The other extra is another song from 1828, this time to a poem by Karl Gottfried von Leitner. It is one of a number of later settings of poets like Seidl, Schulze and Leitner, all in what might be described as varied-strophic or rondo form. Here one can feel Schubert almost trying to marry his songs with his piano sonatas—the accompaniments less illustrative of detail, the textures continuous and varied largely through strategically placed modulations. All this is amply demonstrated in Der Winterabend, over which Schubert’s piano-writing casts a silvery hush every bit as lovely as that cast by the moonlight in the poem. Hypnotically repeated semiquavers anticipate from the start Leitner’s image of the snow spreading a blanket through the streets, while above them floats a melody that sighs and dreams, as in a memory of former Sehnsucht, but then returns to its starting place. It is the image of a contented man, contemplating not just the winter evening, but by implication also his approaching death (the silvery moonlight is a symbolic pall cast over the objects of his life).
If one wants to know how Schubert felt about his own mortality, it is worth noting the loving care he bestowed on this song.
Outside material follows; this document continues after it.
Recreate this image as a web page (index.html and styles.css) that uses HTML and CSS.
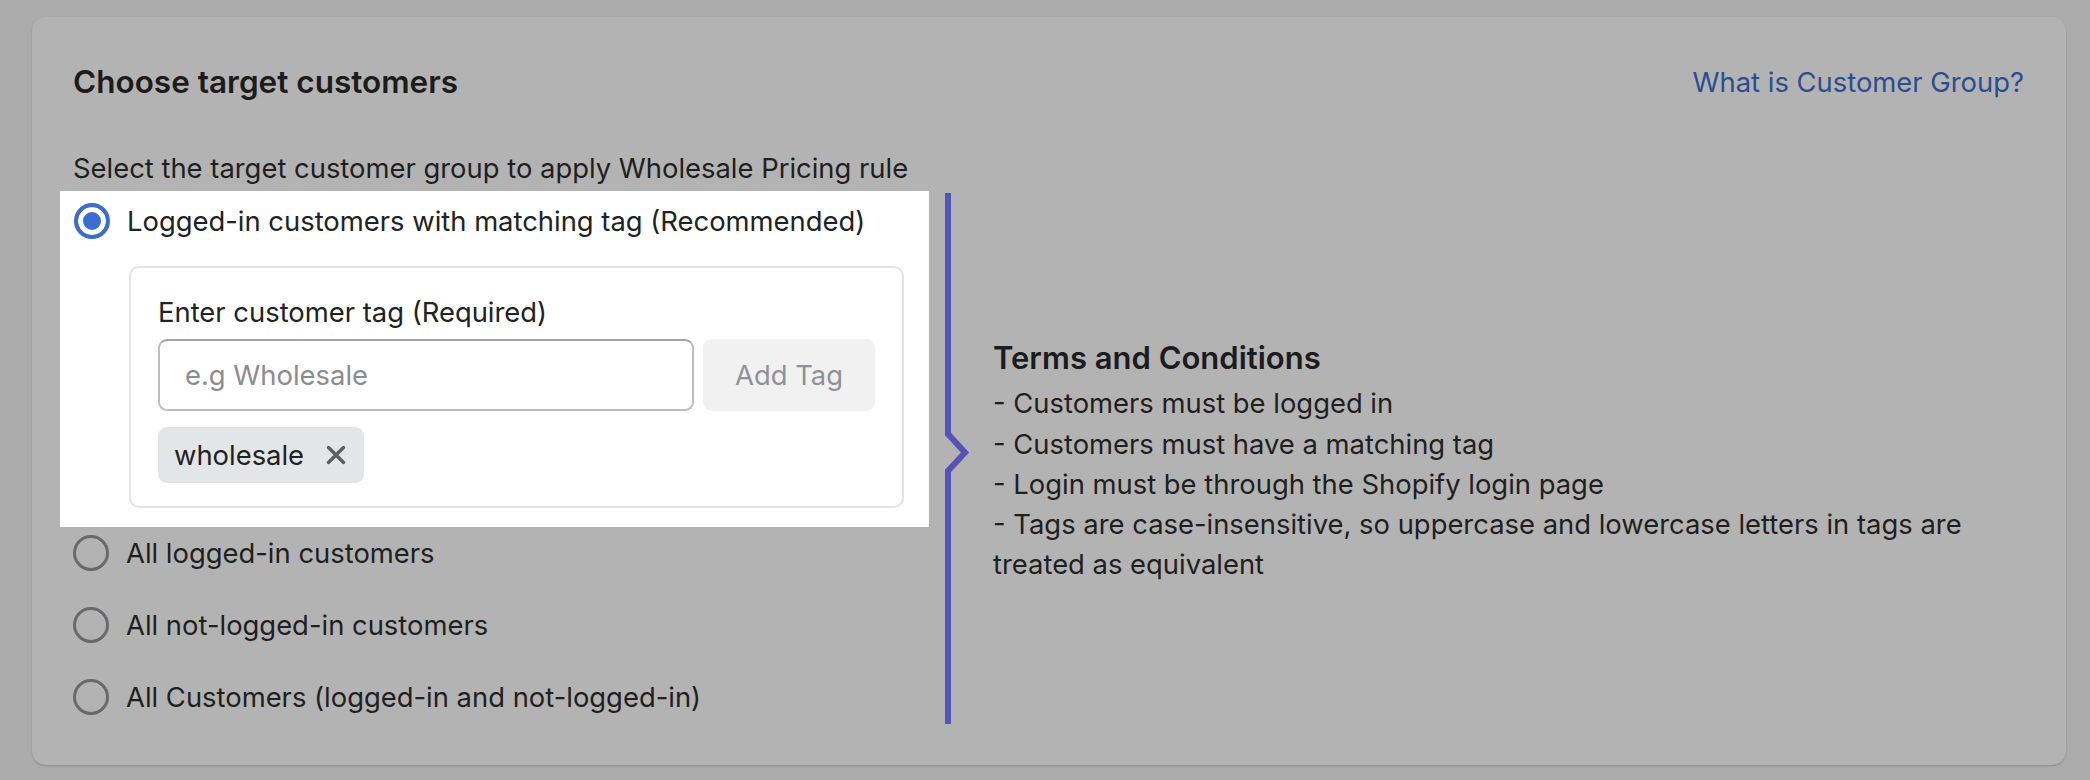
FILE: index.html
```html
<!DOCTYPE html>
<html lang="en">
<head>
    <meta charset="UTF-8">
    <meta name="viewport" content="width=device-width, initial-scale=1.0">
    <title>Choose target customers</title>
    <link rel="stylesheet" href="styles.css">
</head>
<body>
    <div class="card">
        <div class="card-header">
            <h2 class="card-title">Choose target customers</h2>
            <a class="help-link" href="#">What is Customer Group?</a>
        </div>

        <p class="hint">Select the target customer group to apply Wholesale Pricing rule</p>

        <div class="target-body">
            <div class="options">
                <div class="option-highlight">
                    <label class="option">
                        <span class="radio checked"></span>
                        Logged-in customers with matching tag (Recommended)
                    </label>

                    <div class="tag-box">
                        <div class="tag-label">Enter customer tag (Required)</div>
                        <div class="tag-input-row">
                            <input type="text" class="tag-input" placeholder="e.g Wholesale">
                            <button class="add-tag">Add Tag</button>
                        </div>
                        <div class="tag-list">
                            <span class="tag">
                                wholesale
                                <svg class="tag-remove" width="20" height="20" viewBox="0 0 20 20">
                                    <path d="M2.5 2.5 L17.5 17.5 M17.5 2.5 L2.5 17.5" stroke="currentColor" stroke-width="3.4" stroke-linecap="round" fill="none"/>
                                </svg>
                            </span>
                        </div>
                    </div>
                </div>

                <label class="option"><span class="radio"></span>All logged-in customers</label>
                <label class="option"><span class="radio"></span>All not-logged-in customers</label>
                <label class="option"><span class="radio"></span>All Customers (logged-in and not-logged-in)</label>
            </div>

            <!-- popover edge with its arrow -->
            <div class="divider">
                <span class="divider-line top"></span>
                <svg class="divider-arrow" width="26" height="41" viewBox="0 0 26 41">
                    <path d="M3 0 L3 2 L20 20.5 L3 39 L3 41" stroke="#5552b8" stroke-width="6" fill="none"/>
                </svg>
                <span class="divider-line bottom"></span>
            </div>

            <div class="terms">
                <h3 class="terms-title">Terms and Conditions</h3>
                <p>- Customers must be logged in</p>
                <p>- Customers must have a matching tag</p>
                <p>- Login must be through the Shopify login page</p>
                <p>- Tags are case-insensitive, so uppercase and lowercase letters in tags are treated as equivalent</p>
            </div>
        </div>
    </div>
</body>
</html>
```

FILE: styles.css
```css
body {
    margin: 0;
    background-color: #ababab;
    font-family: Inter, "Noto Sans", sans-serif;
    font-size: 27.4px;
    color: #1f1f1f;
}

.card {
    margin: 17px 24px 15px 32px;
    padding: 45px 42px 41px 41px;
    background-color: #b3b3b3;
    border-radius: 14px;
    box-shadow: 0 1px 2px rgba(0, 0, 0, 0.18);
}

.card-header {
    display: flex;
    justify-content: space-between;
    align-items: center;
    height: 40px;
}

.card-title {
    margin: 0;
    font-size: 31.5px;
    font-weight: 600;
    line-height: 40px;
    color: #1c1c1c;
}

.help-link {
    color: #2a4e91;
    text-decoration: none;
    line-height: 40px;
    font-size: 27.4px;
}

.hint {
    margin: 46px 0 3px;
    line-height: 40px;
    color: #1f1f1f;
}

.target-body {
    display: flex;
}

.options {
    width: 856px;
    flex-shrink: 0;
    display: flex;
    flex-direction: column;
    gap: 36px;
    padding-bottom: 9px;
}

.option-highlight {
    margin: 0 0 -28px -13px;
    padding: 12px 25px 19px 14px;
    background-color: #fff;
    color: #202223;
}

.option {
    display: flex;
    align-items: center;
    gap: 17px;
    height: 36px;
    line-height: 36px;
}

.radio {
    width: 36px;
    height: 36px;
    box-sizing: border-box;
    border-radius: 50%;
    border: 3.5px solid #68696c;
    flex-shrink: 0;
}

.radio.checked {
    border: 4px solid #3b6dd0;
    background-color: #3b6dd0;
    box-shadow: inset 0 0 0 5px #fff;
}

.tag-box {
    margin: 27px 0 0 55px;
    padding: 24px 27px 23px 27px;
    border: 2px solid #e3e3e3;
    border-radius: 10px;
}

.tag-label {
    line-height: 40px;
    margin-bottom: 7px;
}

.tag-input-row {
    display: flex;
    gap: 9px;
}

.tag-input {
    flex: 1;
    height: 72px;
    box-sizing: border-box;
    padding: 0 25px;
    font-family: inherit;
    font-size: 27.4px;
    border: 2px solid #bdbdbd;
    border-top-color: #a3a3a3;
    border-radius: 9px;
    outline: none;
}

.tag-input::placeholder {
    color: #8c8c8c;
}

.add-tag {
    width: 172px;
    height: 72px;
    font-family: inherit;
    font-size: 27.4px;
    color: #8f9196;
    background-color: #f1f1f1;
    border: none;
    border-radius: 9px;
}

.tag-list {
    margin-top: 16px;
    display: flex;
}

.tag {
    display: flex;
    align-items: center;
    gap: 22px;
    height: 56px;
    padding: 0 18px 0 16px;
    background-color: #e4e5e7;
    border-radius: 9px;
    color: #202223;
}

.tag-remove {
    color: #5c5f62;
}

.divider {
    margin: 2px 0 0 16px;
    width: 26px;
    flex-shrink: 0;
    display: flex;
    flex-direction: column;
}

.divider-line {
    width: 6px;
    background-color: #5552b8;
}

.divider-line.top {
    flex: 241;
}

.divider-line.bottom {
    flex: 253;
}

.divider-arrow {
    display: block;
}

.terms {
    flex: 1;
    align-self: center;
    padding: 8px 0 0 22px;
    color: #1f1f1f;
}

.terms-title {
    margin: 0 0 5px;
    font-size: 31px;
    font-weight: 600;
    line-height: 40px;
    color: #1c1c1c;
}

.terms p {
    margin: 0;
    line-height: 40.3px;
}
```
Every turn of phrase, every modulation is perfectly judged, as in the hushed sidestep (again through a major third, his favourite interval) that announces the entry of the moonlight into the poet’s chamber. And in the closing pages, when the song becomes a duet between voice and piano, can it be a coincidence that the piano’s first entry recalls Schubert’s own Rosamunde—at the words ‘Denk’ an sie’? Once again, as in Die Taubenpost, the melody revolves continually around the third of the scale, which Schubert constantly re-harmonizes even in the final playout, so as to continue the singer’s musings into eternity.